Jakarta, MinergyNews– Kementerian Energi dan Sumber Daya Mineral (ESDM) menegaskan penerbitan aturan Peraturan Menteri ESDM Nomor 2 Tahun 2021 mengenai standar modul surya fotovoltaik (PV) silikon kristalin akan melindungi keamanan dan keselamatan konsumen. Hal ini disampaikan oleh Direktur Aneka Energi Baru dan Energi Terbarukan Direktorat Jenderal EBTKE Chrisnawan Anditya pada acara Energi Kolaborasi Series secara virtual pada Jumat (19/2).
“Bisa dibayangkan ketika nanti masyarakat memasang Pembangkit Listrik Tenaga Surya (PLTS), tetapi yang diperjualbelikan tidak memenuhi standar atau ketentuan itu akan merugikan masyarakat,” kata Chrisnawan.
Lebih lanjut, Chrisnawan menegaskan produk modul fotovoltaik silikon kristalin wajib memenuhi Standar Nasional Indonesia (SNI) melalui pembubuhan tanda SNI. “Ini sudah common practice yang diterapkan oleh dunia internasional dan merujuk pada International Electrotechnical Commission (IEC),” ungkapnya.
Melalui kewajiban SNI, sambung Chrisnawan, mampu mengukur persyaratan dan prosedur uji untuk diaplikasikan di seluruh dunia. “Dengan memberikan tanda SNI ini masyarakat sudah yakin produk PLTS ini sudah melewati proses pengujian, pengawasan sehingga keandalan mutu tetap terjaga,” bebernya.
Pihak yang wajib mengajukan sertifikasi SNI adalah produsen dan importir, yaitu badan usaha yang melakukan impor modul fotovoltaik silikon kristalin untuk dipasarkan di dalam negeri dan merupakan perwakilan resmi dari produsen di luar negeri.
PLTS sendiri menjadi prioritas utama Pemerintah di dalam mengejar target bauran EBT sebesar 23% pada tahun 2025. Hal ini mempertimbangkan potensi dan jangka waktu pembangunan yang relatif lebih cepat dari pembangkit yang lain. “Indonesia ini potensi energi surya 207,8 Giga Watt (GW).
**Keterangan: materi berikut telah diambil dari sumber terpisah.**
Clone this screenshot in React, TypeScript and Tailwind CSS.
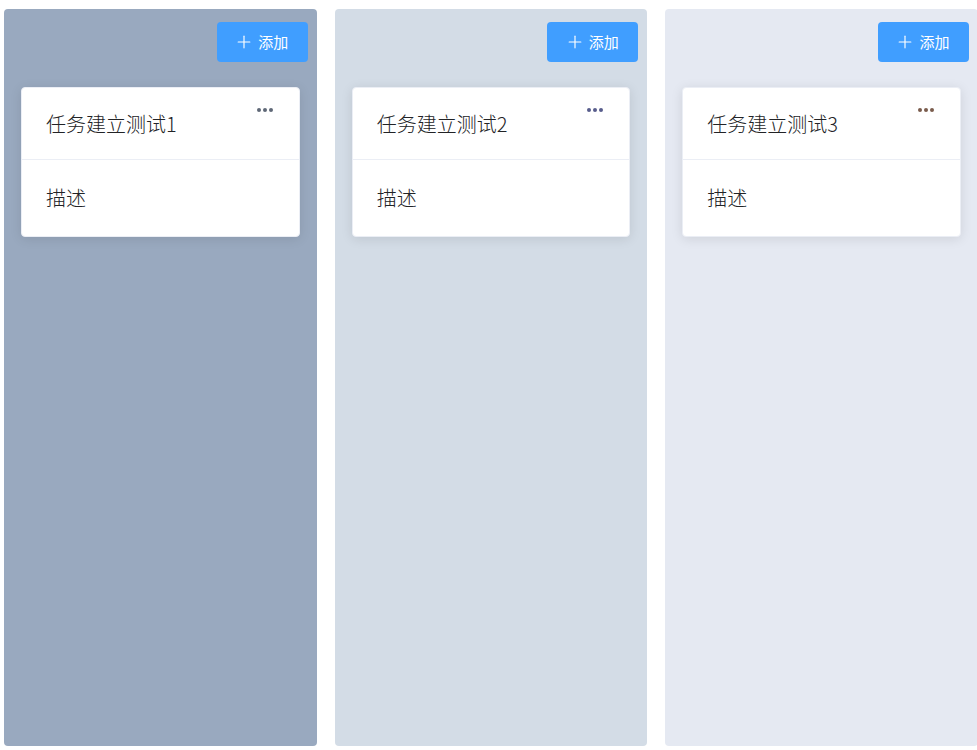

Saat ini pemakainya 153 Mega Watt. Kedua, PLTS cepat dibangunnya dan diintalasai. Waktu pembangunannya relatif cepat bisa sampai 1 tahun,” ungkap Chrisnawan.
Pertimbangan terkahir adalah biaya teknologi yang makin efisien dan kompetitif dari tahun ke tahun. “Harganya drop drastis. Tahun 2013 harga PLTS adalah 20 sen dolar (per kWh), lima tahun terakhir sekitar 10 sen, PLTS Cirata menjadi 5,81 sen, sudah drop. Yang terakhir ada investor yang berminat di harga 4 sen,” rinci Chrisnawan.
Turunnya harga, Chrisnawan, disebabkan beberapa hal, antara lain ongkos teknologi global yang turun, penetrasi pasar yang semakin banyak, mekanisme lelang, dan kemudahan izin. “Semakin banyak orang pasang, artinya ongkosnya akan semakin turun. Kemudahan izin juga turunkan cost,” ungkapnya.
Melihat potensi biaya yang terus turun, maka diharapkan akan semakin banyak investor berminat untuk mengembangkan PLTS. Hal ini dinilai akan menjadi sinyal positif bagi investor. “Kita harapkan ini jadi sinyal positif investor turunkan biaya pengembangan EBT solar (surya),” pungkas Chrisnawan.